It can be stressful to plan a big safety talk about sexual assault with your kid. The good news is, you don’t have to. Conversations about sexual assault can be a part of the safety conversations you’re already having, like knowing when to speak up, how to take care of friends, and listening to your gut. The key is to start these conversations when your kids are young, and have these conversations often.
Start conversations about safety when your kids are young
Teach young children the language they need to talk about their bodies and information about boundaries to help them understand what is allowed and what is inappropriate. These lessons help them know when something isn’t right and give them the power to speak up.
- Teach children the names of their body parts. When children have the words to describe their body parts, they may find it easier to ask questions and express concerns about those body parts.
- Some parts of the body are private. Let children know that other people shouldn’t touch or look at them. If a healthcare professional has to examine these parts of the body, be present.
- It’s OK to say “no.” It’s important to let children know they are allowed to say “no” to touches that make them uncomfortable. This message isn’t obvious to children, who are often taught to be obedient and follow the rules. Support your child if they say no, even if it puts you in an uncomfortable position. For example, if your child doesn’t want to hug someone at a family gathering, respect their decision to say “no” to this contact.

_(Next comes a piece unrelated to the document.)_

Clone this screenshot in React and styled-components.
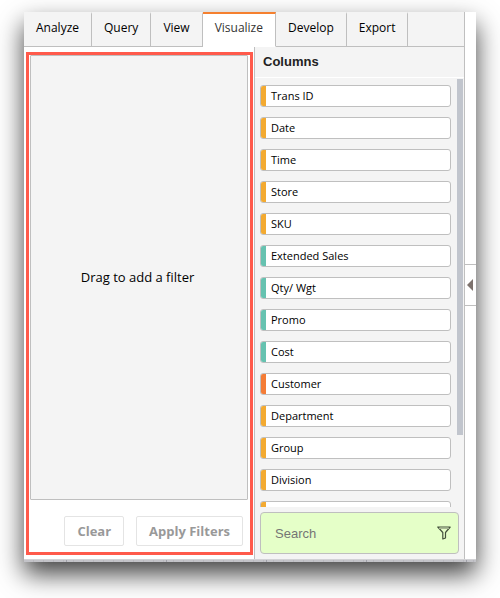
import React, { useState } from 'react';
import styled, { createGlobalStyle } from 'styled-components';

const GlobalStyle = createGlobalStyle`
  * {
    box-sizing: border-box;
  }

  body {
    margin: 0;
    background: #fff;
    color: #000;
    font-family: 'Open Sans', 'Noto Sans', sans-serif;
    font-size: 12px;
  }
`;

const line = '#bfbfbf';
const panel = '#f4f4f4';

const kinds = {
  attribute: '#f3aa31',
  measure: '#66c2b0',
  key: '#f47c36'
};

const Page = styled.div`
  display: flex;
  height: 100vh;
  padding: 12px 24px 36px;
`;

const Window = styled.div`
  flex: 1;
  min-width: 0;
  display: flex;
  flex-direction: column;
  background: #fff;
  box-shadow: 0 12px 24px rgba(0, 0, 0, 0.75);
`;

const Content = styled.div`
  flex: 1;
  min-height: 0;
  display: flex;
`;

const Main = styled.main`
  flex: 1;
  min-width: 0;
  display: flex;
  flex-direction: column;
  border-right: 1px solid ${line};
`;

const Tabs = styled.nav`
  display: flex;
  height: 35px;
  background: ${panel};

  &::after {
    content: '';
    flex: 1;
    border-bottom: 1px solid ${line};
  }
`;

const Tab = styled.button`
  padding: 0 12px 6px;
  border: 0;
  border-top: 2px solid ${p => (p.$active ? '#f5802f' : 'transparent')};
  border-right: 1px solid ${line};
  border-bottom: 1px solid ${p => (p.$active ? '#fff' : line)};
  background: ${p => (p.$active ? '#fff' : panel)};
  color: ${p => (p.$active ? '#333' : '#000')};
  font: inherit;
`;

const Panels = styled.div`
  flex: 1;
  min-height: 0;
  display: flex;
`;

const FilterPanel = styled.section`
  flex: 1;
  display: flex;
  flex-direction: column;
  margin: 5px 1px 4px 2px;
  border: 3px solid #ff5a4b;
`;

const DropZone = styled.div`
  flex: 1;
  display: flex;
  align-items: center;
  justify-content: center;
  margin: 0 2px 0 1px;
  padding: 0 3px 2px 0;
  border: 1px solid ${line};
  border-radius: 1px;
  background: ${panel};
  font-size: 13px;
`;

const Actions = styled.div`
  display: flex;
  justify-content: flex-end;
  gap: 12px;
  padding: 16px 7px 6px;
`;

const Button = styled.button`
  height: 30px;
  padding: 0 12px;
  border: 1px solid #e4e4e4;
  border-radius: 2px;
  background: #fff;
  color: #999;
  font: inherit;
  font-size: 13px;
  font-weight: 700;
`;

const ColumnPanel = styled.section`
  width: 210px;
  display: flex;
  flex-direction: column;
  border-left: 1px solid ${line};
  background: ${panel};
`;

const Heading = styled.h2`
  margin: 0;
  padding: 0 8px;
  border-bottom: 1px solid #fff;
  font: bold 13px/30px 'Liberation Sans', sans-serif;
  color: #222;
`;

const Scroller = styled.div`
  flex: 1;
  min-height: 0;
  display: flex;
`;

const List = styled.ul`
  flex: 1;
  margin: 0;
  padding: 7px 6px 0 5px;
  overflow-y: auto;
  scrollbar-width: none;
  list-style: none;
`;

const Thumb = styled.div`
  width: 6px;
  height: 83%;
  margin: 1px 1px 0 0;
  background: #c1c5cd;
`;

const Column = styled.li`
  display: flex;
  height: 22px;
  margin-bottom: 10px;
  border: 1px solid ${line};
  border-radius: 3px;
  background: #fff;
  overflow: hidden;
  font-size: 11px;
  line-height: 20px;

  &::before {
    content: '';
    width: 5px;
    margin-right: 5px;
    background: ${p => kinds[p.$kind]};
  }
`;

const SearchBox = styled.label`
  display: flex;
  align-items: center;
  height: 42px;
  margin: 5px;
  padding: 0 7px 0 14px;
  border: 1px solid ${line};
  border-radius: 4px;
  background: #e5ffc8;
`;

const SearchInput = styled.input`
  flex: 1;
  min-width: 0;
  padding: 0;
  border: 0;
  outline: 0;
  background: transparent;
  font: 13px 'Liberation Sans', sans-serif;

  &::placeholder {
    color: #757575;
  }
`;

const Gutter = styled.aside`
  width: 11px;
  display: flex;
  flex-direction: column;
  justify-content: center;
  padding-bottom: 2px;
`;

const Toggle = styled.button`
  display: flex;
  align-items: center;
  justify-content: center;
  height: 42px;
  padding: 0 1px 0 0;
  border: solid ${line};
  border-width: 1px 0;
  background: #fff;
`;

const Ruler = styled.div`
  height: 3px;
  border-top: 1px solid #d2d2d5;
  background:
    repeating-linear-gradient(90deg, transparent 0 42px, #a0a0a8 42px 43px, transparent 43px 100px),
    repeating-linear-gradient(90deg, #c3c3c8 0 9px, #b8b8be 9px 10px);
`;

const FunnelIcon = () => (
  <svg width="14" height="14" viewBox="0 0 14 14" aria-hidden="true">
    <path
      d="M.8 1h12.4L8.5 6.5V12L5.8 13V6.5z"
      fill="none"
      stroke="#44503c"
      strokeWidth="1.2"
      strokeLinejoin="round"
    />
    <path d="M2 2.5h10" stroke="#a9b895" />
  </svg>
);

const tabs = ['Analyze', 'Query', 'View', 'Visualize', 'Develop', 'Export'];

const columns = [
  { name: 'Trans ID', kind: 'attribute' },
  { name: 'Date', kind: 'attribute' },
  { name: 'Time', kind: 'attribute' },
  { name: 'Store', kind: 'attribute' },
  { name: 'SKU', kind: 'attribute' },
  { name: 'Extended Sales', kind: 'measure' },
  { name: 'Qty/ Wgt', kind: 'measure' },
  { name: 'Promo', kind: 'measure' },
  { name: 'Cost', kind: 'measure' },
  { name: 'Customer', kind: 'key' },
  { name: 'Department', kind: 'attribute' },
  { name: 'Group', kind: 'attribute' },
  { name: 'Division', kind: 'attribute' },
  { name: '', kind: 'attribute' }
];

const App = () => {
  const [active, setActive] = useState('Visualize');
  const [search, setSearch] = useState('');

  return (
    <Page>
      <GlobalStyle />
      <Window>
        <Content>
          <Main>
            <Tabs>
              {tabs.map(tab => (
                <Tab
                  key={tab}
                  type="button"
                  $active={tab === active}
                  onClick={() => setActive(tab)}
                >
                  {tab}
                </Tab>
              ))}
            </Tabs>
            <Panels>
              <FilterPanel>
                <DropZone>Drag to add a filter</DropZone>
                <Actions>
                  <Button type="button">Clear</Button>
                  <Button type="button">Apply Filters</Button>
                </Actions>
              </FilterPanel>
              <ColumnPanel>
                <Heading>Columns</Heading>
                <Scroller>
                  <List>
                    {columns.map(({ name, kind }, i) => (
                      <Column key={i} $kind={kind} draggable>
                        {name}
                      </Column>
                    ))}
                  </List>
                  <Thumb />
                </Scroller>
                <SearchBox>
                  <SearchInput
                    type="text"
                    placeholder="Search"
                    aria-label="Search"
                    value={search}
                    onChange={e => setSearch(e.target.value)}
                  />
                  <FunnelIcon />
                </SearchBox>
              </ColumnPanel>
            </Panels>
          </Main>
          <Gutter>
            <Toggle type="button" aria-label="Collapse panel">
              <svg width="6" height="12" viewBox="0 0 6 12" aria-hidden="true">
                <path d="M6 0v12L0 6z" fill="#7d726d" />
              </svg>
            </Toggle>
          </Gutter>
        </Content>
        <Ruler />
      </Window>
    </Page>
  );
};

export default App;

- Talk about secrets. Perpetrators will often use secret-keeping to manipulate children. Let children know they can always talk to you, especially if they’ve been told to keep a secret. If they see someone touching another child, they shouldn’t keep this secret, either. Learn more about protecting a child from sexual assault.
Continue to engage teens in safety conversations
It’s important to create a dialogue about topics like safety and sexual assault with your teen. Consider these conversation starters to engage them in conversation.
- Use the media to make it relevant. Ask your teen’s opinion on something happening on social media, in the news, in a new movie, or on a popular TV show. You could even watch an episode with them and ask follow up questions. Asking their opinion shows them that you value their point of view and opens up the door for more conversation.